In the records that follow, the lines from the one containing "The picture is" to the one containing "import React from", inclusive, are to be given again exactly.

* [EXTRACTED ENTRIES]:
= = = = =
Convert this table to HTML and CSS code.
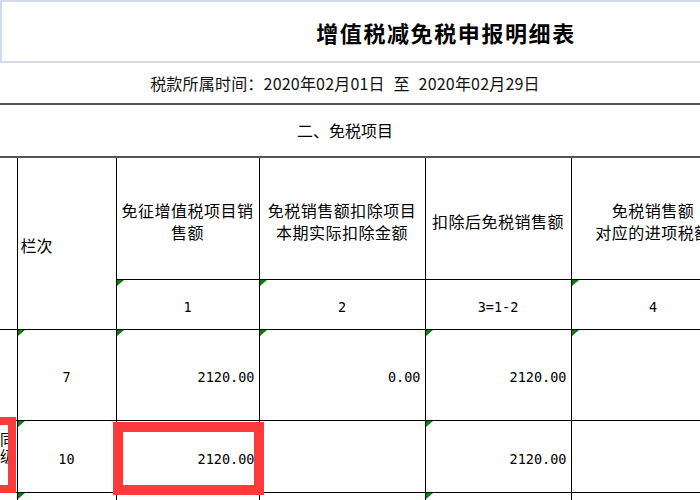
= = = = =
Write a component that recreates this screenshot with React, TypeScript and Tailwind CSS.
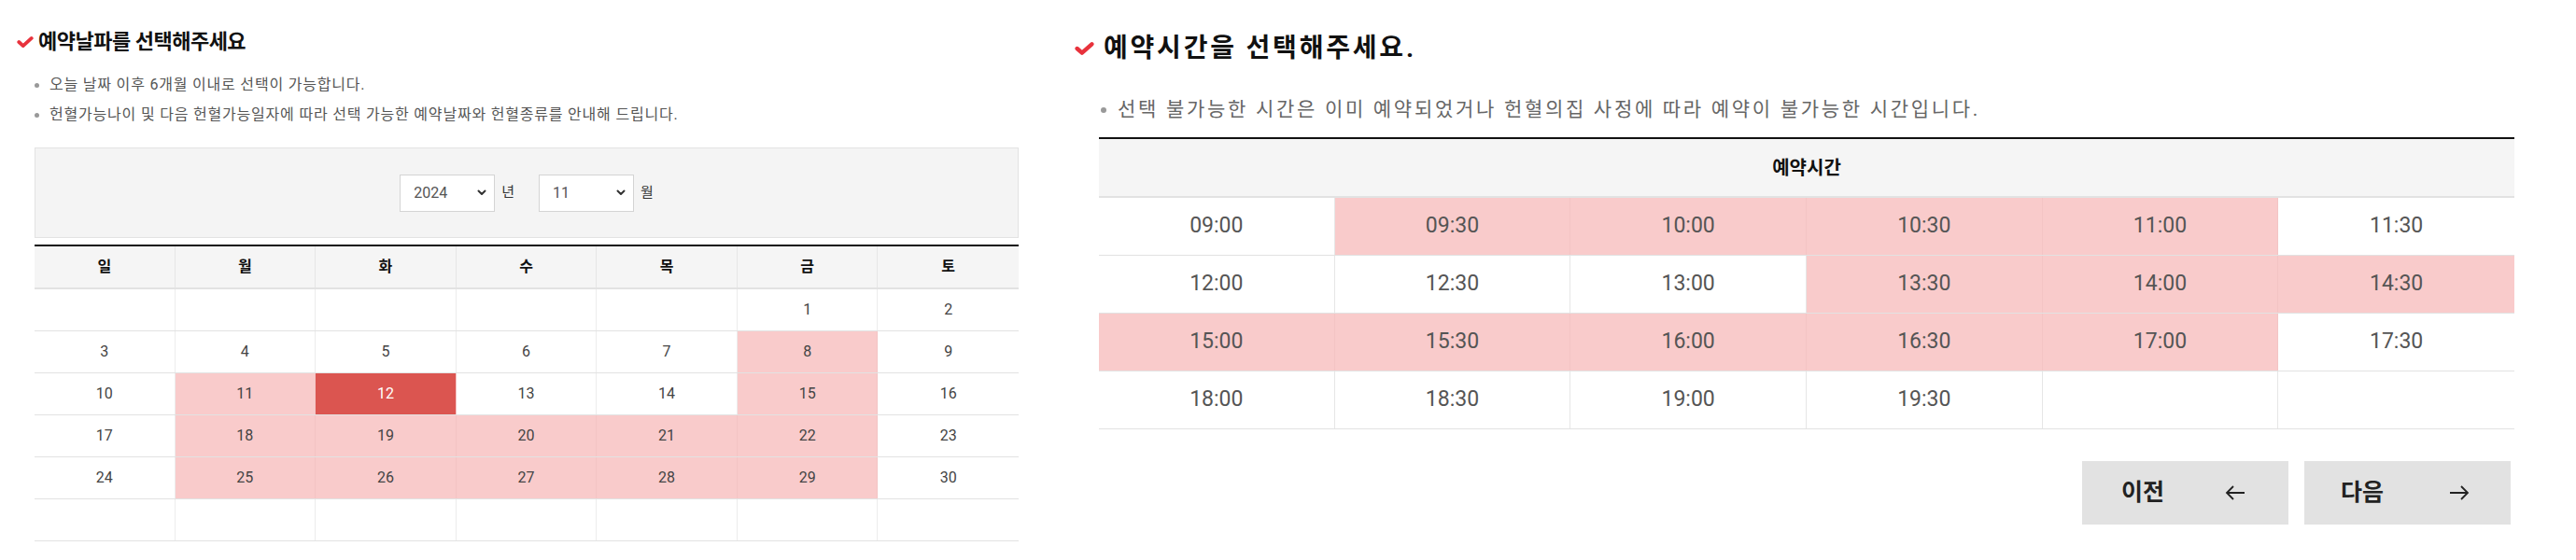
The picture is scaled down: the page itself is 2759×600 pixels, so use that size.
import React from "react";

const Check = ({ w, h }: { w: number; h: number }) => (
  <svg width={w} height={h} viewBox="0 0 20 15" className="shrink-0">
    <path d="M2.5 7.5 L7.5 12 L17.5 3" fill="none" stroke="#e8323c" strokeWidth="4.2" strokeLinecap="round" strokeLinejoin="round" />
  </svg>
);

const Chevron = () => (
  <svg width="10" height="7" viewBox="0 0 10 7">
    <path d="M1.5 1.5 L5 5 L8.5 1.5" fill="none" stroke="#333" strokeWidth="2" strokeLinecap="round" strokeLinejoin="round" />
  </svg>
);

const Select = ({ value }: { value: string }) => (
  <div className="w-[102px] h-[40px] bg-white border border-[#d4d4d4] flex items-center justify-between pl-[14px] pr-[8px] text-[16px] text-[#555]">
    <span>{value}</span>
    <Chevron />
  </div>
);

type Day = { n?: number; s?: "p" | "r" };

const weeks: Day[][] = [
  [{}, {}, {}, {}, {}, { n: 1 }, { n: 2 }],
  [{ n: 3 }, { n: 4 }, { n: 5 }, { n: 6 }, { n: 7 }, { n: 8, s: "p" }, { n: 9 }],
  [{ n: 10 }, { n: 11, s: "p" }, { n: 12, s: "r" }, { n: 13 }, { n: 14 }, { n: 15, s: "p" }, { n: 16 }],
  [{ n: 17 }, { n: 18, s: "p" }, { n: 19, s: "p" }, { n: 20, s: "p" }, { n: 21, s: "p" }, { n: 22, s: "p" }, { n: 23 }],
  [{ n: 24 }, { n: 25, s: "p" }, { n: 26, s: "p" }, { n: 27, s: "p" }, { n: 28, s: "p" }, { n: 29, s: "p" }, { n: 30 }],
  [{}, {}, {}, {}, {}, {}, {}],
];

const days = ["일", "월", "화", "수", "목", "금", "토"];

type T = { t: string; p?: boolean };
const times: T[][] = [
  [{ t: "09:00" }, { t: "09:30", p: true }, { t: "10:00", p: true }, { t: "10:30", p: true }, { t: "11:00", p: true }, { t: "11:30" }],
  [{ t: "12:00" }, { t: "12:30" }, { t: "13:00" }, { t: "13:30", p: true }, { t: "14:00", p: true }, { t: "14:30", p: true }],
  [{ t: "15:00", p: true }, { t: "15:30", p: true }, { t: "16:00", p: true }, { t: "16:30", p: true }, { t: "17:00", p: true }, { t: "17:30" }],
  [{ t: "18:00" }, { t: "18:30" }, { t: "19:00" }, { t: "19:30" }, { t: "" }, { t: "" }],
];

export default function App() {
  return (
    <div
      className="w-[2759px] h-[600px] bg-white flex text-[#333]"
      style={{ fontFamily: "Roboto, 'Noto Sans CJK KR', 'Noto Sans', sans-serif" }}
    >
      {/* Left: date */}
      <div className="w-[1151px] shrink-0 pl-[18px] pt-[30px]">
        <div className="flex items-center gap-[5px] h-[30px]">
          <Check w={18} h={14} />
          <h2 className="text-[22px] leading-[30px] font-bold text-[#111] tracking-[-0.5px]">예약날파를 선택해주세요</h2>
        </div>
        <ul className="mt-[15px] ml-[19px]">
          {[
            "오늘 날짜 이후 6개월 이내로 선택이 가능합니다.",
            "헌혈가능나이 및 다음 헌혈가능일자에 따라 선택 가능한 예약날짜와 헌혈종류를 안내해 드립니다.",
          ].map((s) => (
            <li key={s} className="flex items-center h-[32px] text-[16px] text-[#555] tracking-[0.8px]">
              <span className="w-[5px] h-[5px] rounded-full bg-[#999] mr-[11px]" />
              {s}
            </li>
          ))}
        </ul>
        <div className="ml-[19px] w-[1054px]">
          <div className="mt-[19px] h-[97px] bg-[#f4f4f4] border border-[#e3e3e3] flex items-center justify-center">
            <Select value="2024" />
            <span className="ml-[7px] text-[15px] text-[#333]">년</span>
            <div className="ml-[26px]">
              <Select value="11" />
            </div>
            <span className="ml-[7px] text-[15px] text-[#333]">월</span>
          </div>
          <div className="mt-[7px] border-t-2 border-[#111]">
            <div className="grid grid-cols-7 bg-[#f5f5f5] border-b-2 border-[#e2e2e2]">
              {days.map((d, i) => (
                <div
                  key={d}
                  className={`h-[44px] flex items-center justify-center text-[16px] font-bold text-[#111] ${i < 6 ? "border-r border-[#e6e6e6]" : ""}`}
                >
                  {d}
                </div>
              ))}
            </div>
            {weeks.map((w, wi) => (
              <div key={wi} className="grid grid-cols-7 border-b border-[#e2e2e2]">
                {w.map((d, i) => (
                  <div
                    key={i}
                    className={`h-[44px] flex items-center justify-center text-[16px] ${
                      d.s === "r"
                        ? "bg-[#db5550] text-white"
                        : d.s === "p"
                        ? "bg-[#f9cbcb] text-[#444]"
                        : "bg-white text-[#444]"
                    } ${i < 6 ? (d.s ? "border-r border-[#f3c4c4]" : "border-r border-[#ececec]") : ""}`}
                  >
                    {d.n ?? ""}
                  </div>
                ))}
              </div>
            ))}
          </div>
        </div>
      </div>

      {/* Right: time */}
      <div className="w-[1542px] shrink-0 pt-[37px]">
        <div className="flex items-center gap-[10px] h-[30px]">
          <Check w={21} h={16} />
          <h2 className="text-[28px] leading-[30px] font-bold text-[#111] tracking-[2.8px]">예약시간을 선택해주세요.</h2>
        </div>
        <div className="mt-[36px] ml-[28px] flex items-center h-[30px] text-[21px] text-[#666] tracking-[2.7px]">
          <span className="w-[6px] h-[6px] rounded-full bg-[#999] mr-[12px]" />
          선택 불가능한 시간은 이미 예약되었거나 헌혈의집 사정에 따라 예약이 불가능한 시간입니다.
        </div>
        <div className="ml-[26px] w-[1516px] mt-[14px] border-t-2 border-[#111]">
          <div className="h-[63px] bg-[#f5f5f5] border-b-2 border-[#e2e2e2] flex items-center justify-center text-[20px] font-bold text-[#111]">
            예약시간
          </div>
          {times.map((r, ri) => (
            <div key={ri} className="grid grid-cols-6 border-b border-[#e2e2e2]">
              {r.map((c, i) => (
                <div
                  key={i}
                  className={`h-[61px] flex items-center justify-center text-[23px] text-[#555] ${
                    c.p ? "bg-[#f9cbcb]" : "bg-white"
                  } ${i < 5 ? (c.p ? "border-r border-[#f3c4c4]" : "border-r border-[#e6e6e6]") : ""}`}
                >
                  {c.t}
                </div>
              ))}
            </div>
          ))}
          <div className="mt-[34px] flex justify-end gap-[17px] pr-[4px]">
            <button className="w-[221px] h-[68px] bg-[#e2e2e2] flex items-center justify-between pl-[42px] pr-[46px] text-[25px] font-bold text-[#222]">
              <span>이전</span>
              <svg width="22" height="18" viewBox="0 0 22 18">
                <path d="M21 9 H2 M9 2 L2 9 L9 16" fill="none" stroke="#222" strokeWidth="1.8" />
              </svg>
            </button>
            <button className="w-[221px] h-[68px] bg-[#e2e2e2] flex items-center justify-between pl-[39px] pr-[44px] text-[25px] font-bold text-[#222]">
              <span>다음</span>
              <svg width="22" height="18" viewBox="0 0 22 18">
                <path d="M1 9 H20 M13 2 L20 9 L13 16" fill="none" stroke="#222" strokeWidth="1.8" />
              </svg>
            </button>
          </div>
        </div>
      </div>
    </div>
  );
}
= = = = =
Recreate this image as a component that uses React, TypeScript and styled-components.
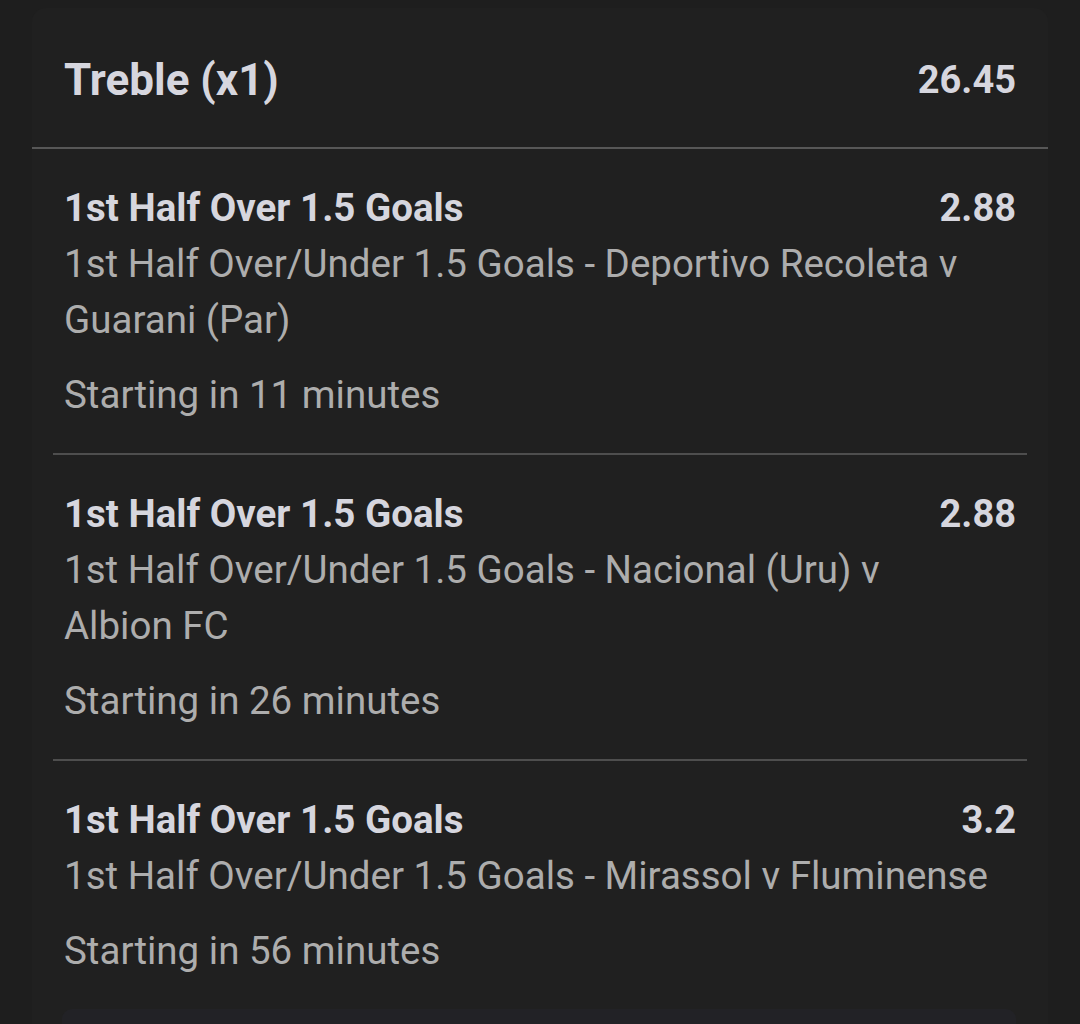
= = = = =
* [OUTPUT FOR THIS TASK]:
The picture is scaled down: the page itself is 2759×600 pixels, so use that size.
import React from "react";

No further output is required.